DATASET CONTENT →
******************************

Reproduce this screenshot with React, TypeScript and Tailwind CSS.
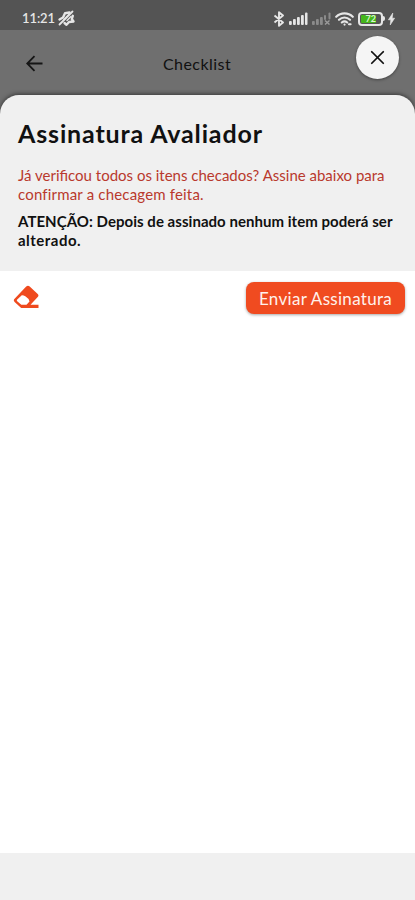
import { X } from "lucide-react";

function StatusBar() {
  return (
    <div className="h-[30px] shrink-0 bg-[#545454] flex items-center pt-[7px] pl-[22px] pr-[20px] text-[#e6e6e6]">
      <span className="text-[13px] font-semibold leading-none tracking-[-0.1px]">11:21</span>
      <svg className="ml-[2px]" width="19" height="17" viewBox="0 0 19 17" fill="none" stroke="currentColor" strokeWidth="2.4" strokeLinecap="round" strokeLinejoin="round">
        <path d="M2.5 9.5 6 7.5 8 3.2 12.5 2.5" />
        <path d="M15.8 5.8 14.8 9l1.7 2.5-4.5.5-2.5 2.8-2-1.8" />
        <path d="M7 9.5 12 4.5M10 10.5l4-4" strokeWidth="1.5" />
        <path d="M2.5 14.5 15.5 1.5" strokeWidth="1.8" />
      </svg>
      <div className="flex items-center ml-auto">
        <svg width="12" height="16" viewBox="0 0 12 16" fill="none" stroke="currentColor" strokeWidth="1.9" strokeLinejoin="round">
          <path d="M1.5 4.5 10 11.5 6 14.8V1.2L10 4.5 1.5 11.5" />
        </svg>
        <svg className="ml-[4px]" width="19" height="13" viewBox="0 0 19 13" fill="currentColor">
          <rect x="0" y="9" width="2.8" height="4" rx="1" />
          <rect x="4" y="7" width="2.8" height="6" rx="1" />
          <rect x="8" y="5" width="2.8" height="8" rx="1" />
          <rect x="12" y="3" width="2.8" height="10" rx="1" />
          <rect x="16" y="0.5" width="2.5" height="12.5" rx="1" />
        </svg>
        <svg className="ml-[4px]" width="19" height="13" viewBox="0 0 19 13" fill="#8b8b8b">
          <rect x="0" y="9" width="2.8" height="4" rx="1" />
          <rect x="4" y="7" width="2.8" height="6" rx="1" />
          <rect x="8" y="5" width="2.8" height="8" rx="1" />
          <rect x="12" y="3" width="2" height="5" rx="1" />
          <rect x="16.5" y="0.5" width="2" height="7" rx="1" />
          <path d="m13 8.5 4.5 4M17.5 8.5l-4.5 4" stroke="#9b9b9b" strokeWidth="1.4" />
        </svg>
        <svg className="ml-[4px]" width="19" height="14" viewBox="0 0 19 14" fill="none" stroke="currentColor" strokeWidth="2.1" strokeLinecap="round">
          <path d="M1.2 4.8C5.8.2 13.2.2 17.8 4.8M4 7.8c3.2-3 7.8-3 11 0M6.8 10.5c1.7-1.5 3.7-1.5 5.4 0" />
          <path d="m9.5 12.6 .1 0M14 12.2h1.6" />
        </svg>
        <div className="ml-[4px] w-[25px] h-[14px] rounded-[4px] border-2 border-[#e6e6e6] p-px flex">
          <div className="w-[15px] rounded-[1px] bg-[#45b51c] text-[#d8f5cc] text-[9px] font-bold leading-[8px] text-right">72</div>
        </div>
        <div className="w-[2px] h-[5px] rounded-r bg-[#e6e6e6]" />
        <svg className="ml-[3px]" width="7" height="12" viewBox="0 0 7 12" fill="currentColor" stroke="currentColor" strokeWidth="0.6">
          <path d="M4.8 0 0.4 6.8h2.4L2.2 12 6.6 5.2H4.2z" />
        </svg>
      </div>
    </div>
  );
}

export default function App() {
  return (
    <div className="w-full h-[900px] flex flex-col overflow-hidden bg-[#6f6f6f] font-['Lato',sans-serif] text-[#111]">
      <StatusBar />
      <header className="h-[65px] shrink-0 grid grid-cols-[1fr_auto_1fr] items-center px-[26px] relative">
        <svg className="mt-[2px]" width="17" height="17" viewBox="0 0 17 17" fill="none" stroke="#151515" strokeWidth="1.8">
          <path d="M16.5 8.5H1.5M8.5 1.2 1.2 8.5l7.3 7.3" />
        </svg>
        <h2 className="text-[16px] leading-5 mt-[2px] ml-[-21px] whitespace-nowrap tracking-[0.45px]">Checklist</h2>
        <button className="absolute right-[16px] top-[6px] size-[43px] rounded-full bg-[#f5f5f5] shadow-[0_1px_3px_rgba(0,0,0,0.4)] flex items-center justify-center">
          <X size={23} strokeWidth={1.8} color="#111" />
        </button>
      </header>
      <main className="flex-1 flex flex-col bg-[#f0f0f0] rounded-t-[19px] shadow-[0_-1px_4px_rgba(0,0,0,0.5)] overflow-hidden">
        <section className="h-[176px] shrink-0 px-[18px] pt-[22px]">
          <h1 className="text-[25px] font-bold leading-[32px] whitespace-nowrap tracking-[0.85px]">Assinatura Avaliador</h1>
          <p className="mt-[17px] text-[15px] leading-[19px] text-[#b9392d] whitespace-nowrap">
            <span className="block w-fit">Já verificou todos os itens checados? Assine abaixo para</span>
            <span className="block w-fit tracking-[0.18px]">confirmar a checagem feita.</span>
          </p>
          <p className="mt-[8px] text-[15px] leading-[19px] font-bold whitespace-nowrap">
            <span className="block w-fit tracking-[0.04px]">ATENÇÃO: Depois de assinado nenhum item poderá ser</span>
            <span className="block w-fit tracking-[0.5px]">alterado.</span>
          </p>
        </section>
        <section className="h-[582px] shrink-0 bg-white flex items-start justify-between pl-[13px] pr-[10px] pt-[11px]">
          <svg className="mt-[3px]" width="26" height="24" viewBox="0 0 26 24">
            <path fill="#ef4a1e" fillRule="evenodd" d="M13.2 1.4q1.8-1.4 3.5 0l8 7.5q1.5 1.5 0 3.1L17.5 19.8h8v3.2H8.2L1.6 17q-1.6-1.7 0-3.3ZM8.8 10.2 4.2 14.4q-.8.9 0 1.8l4.1 3.6h5.2l3-3.2Q15.6 13 12.3 11.2 10.4 10 8.8 10.2Z" />
          </svg>
          <button className="w-[159px] h-[32px] rounded-[8px] bg-[#f04b20] shadow-[0_1px_3px_rgba(0,0,0,0.35)] text-[#fff2ec] text-[17px] leading-none whitespace-nowrap tracking-[0.3px]">
            Enviar Assinatura
          </button>
        </section>
      </main>
    </div>
  );
}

******************************

WHAT YOU NEED TO DO →
From the material above, copy everything exactly but the pictures.

TASK RESULT →
Reproduce this screenshot with React, TypeScript and Tailwind CSS.
import { X } from "lucide-react";

function StatusBar() {
  return (
    <div className="h-[30px] shrink-0 bg-[#545454] flex items-center pt-[7px] pl-[22px] pr-[20px] text-[#e6e6e6]">
      <span className="text-[13px] font-semibold leading-none tracking-[-0.1px]">11:21</span>
      <svg className="ml-[2px]" width="19" height="17" viewBox="0 0 19 17" fill="none" stroke="currentColor" strokeWidth="2.4" strokeLinecap="round" strokeLinejoin="round">
        <path d="M2.5 9.5 6 7.5 8 3.2 12.5 2.5" />
        <path d="M15.8 5.8 14.8 9l1.7 2.5-4.5.5-2.5 2.8-2-1.8" />
        <path d="M7 9.5 12 4.5M10 10.5l4-4" strokeWidth="1.5" />
        <path d="M2.5 14.5 15.5 1.5" strokeWidth="1.8" />
      </svg>
      <div className="flex items-center ml-auto">
        <svg width="12" height="16" viewBox="0 0 12 16" fill="none" stroke="currentColor" strokeWidth="1.9" strokeLinejoin="round">
          <path d="M1.5 4.5 10 11.5 6 14.8V1.2L10 4.5 1.5 11.5" />
        </svg>
        <svg className="ml-[4px]" width="19" height="13" viewBox="0 0 19 13" fill="currentColor">
          <rect x="0" y="9" width="2.8" height="4" rx="1" />
          <rect x="4" y="7" width="2.8" height="6" rx="1" />
          <rect x="8" y="5" width="2.8" height="8" rx="1" />
          <rect x="12" y="3" width="2.8" height="10" rx="1" />
          <rect x="16" y="0.5" width="2.5" height="12.5" rx="1" />
        </svg>
        <svg className="ml-[4px]" width="19" height="13" viewBox="0 0 19 13" fill="#8b8b8b">
          <rect x="0" y="9" width="2.8" height="4" rx="1" />
          <rect x="4" y="7" width="2.8" height="6" rx="1" />
          <rect x="8" y="5" width="2.8" height="8" rx="1" />
          <rect x="12" y="3" width="2" height="5" rx="1" />
          <rect x="16.5" y="0.5" width="2" height="7" rx="1" />
          <path d="m13 8.5 4.5 4M17.5 8.5l-4.5 4" stroke="#9b9b9b" strokeWidth="1.4" />
        </svg>
        <svg className="ml-[4px]" width="19" height="14" viewBox="0 0 19 14" fill="none" stroke="currentColor" strokeWidth="2.1" strokeLinecap="round">
          <path d="M1.2 4.8C5.8.2 13.2.2 17.8 4.8M4 7.8c3.2-3 7.8-3 11 0M6.8 10.5c1.7-1.5 3.7-1.5 5.4 0" />
          <path d="m9.5 12.6 .1 0M14 12.2h1.6" />
        </svg>
        <div className="ml-[4px] w-[25px] h-[14px] rounded-[4px] border-2 border-[#e6e6e6] p-px flex">
          <div className="w-[15px] rounded-[1px] bg-[#45b51c] text-[#d8f5cc] text-[9px] font-bold leading-[8px] text-right">72</div>
        </div>
        <div className="w-[2px] h-[5px] rounded-r bg-[#e6e6e6]" />
        <svg className="ml-[3px]" width="7" height="12" viewBox="0 0 7 12" fill="currentColor" stroke="currentColor" strokeWidth="0.6">
          <path d="M4.8 0 0.4 6.8h2.4L2.2 12 6.6 5.2H4.2z" />
        </svg>
      </div>
    </div>
  );
}

export default function App() {
  return (
    <div className="w-full h-[900px] flex flex-col overflow-hidden bg-[#6f6f6f] font-['Lato',sans-serif] text-[#111]">
      <StatusBar />
      <header className="h-[65px] shrink-0 grid grid-cols-[1fr_auto_1fr] items-center px-[26px] relative">
        <svg className="mt-[2px]" width="17" height="17" viewBox="0 0 17 17" fill="none" stroke="#151515" strokeWidth="1.8">
          <path d="M16.5 8.5H1.5M8.5 1.2 1.2 8.5l7.3 7.3" />
        </svg>
        <h2 className="text-[16px] leading-5 mt-[2px] ml-[-21px] whitespace-nowrap tracking-[0.45px]">Checklist</h2>
        <button className="absolute right-[16px] top-[6px] size-[43px] rounded-full bg-[#f5f5f5] shadow-[0_1px_3px_rgba(0,0,0,0.4)] flex items-center justify-center">
          <X size={23} strokeWidth={1.8} color="#111" />
        </button>
      </header>
      <main className="flex-1 flex flex-col bg-[#f0f0f0] rounded-t-[19px] shadow-[0_-1px_4px_rgba(0,0,0,0.5)] overflow-hidden">
        <section className="h-[176px] shrink-0 px-[18px] pt-[22px]">
          <h1 className="text-[25px] font-bold leading-[32px] whitespace-nowrap tracking-[0.85px]">Assinatura Avaliador</h1>
          <p className="mt-[17px] text-[15px] leading-[19px] text-[#b9392d] whitespace-nowrap">
            <span className="block w-fit">Já verificou todos os itens checados? Assine abaixo para</span>
            <span className="block w-fit tracking-[0.18px]">confirmar a checagem feita.</span>
          </p>
          <p className="mt-[8px] text-[15px] leading-[19px] font-bold whitespace-nowrap">
            <span className="block w-fit tracking-[0.04px]">ATENÇÃO: Depois de assinado nenhum item poderá ser</span>
            <span className="block w-fit tracking-[0.5px]">alterado.</span>
          </p>
        </section>
        <section className="h-[582px] shrink-0 bg-white flex items-start justify-between pl-[13px] pr-[10px] pt-[11px]">
          <svg className="mt-[3px]" width="26" height="24" viewBox="0 0 26 24">
            <path fill="#ef4a1e" fillRule="evenodd" d="M13.2 1.4q1.8-1.4 3.5 0l8 7.5q1.5 1.5 0 3.1L17.5 19.8h8v3.2H8.2L1.6 17q-1.6-1.7 0-3.3ZM8.8 10.2 4.2 14.4q-.8.9 0 1.8l4.1 3.6h5.2l3-3.2Q15.6 13 12.3 11.2 10.4 10 8.8 10.2Z" />
          </svg>
          <button className="w-[159px] h-[32px] rounded-[8px] bg-[#f04b20] shadow-[0_1px_3px_rgba(0,0,0,0.35)] text-[#fff2ec] text-[17px] leading-none whitespace-nowrap tracking-[0.3px]">
            Enviar Assinatura
          </button>
        </section>
      </main>
    </div>
  );
}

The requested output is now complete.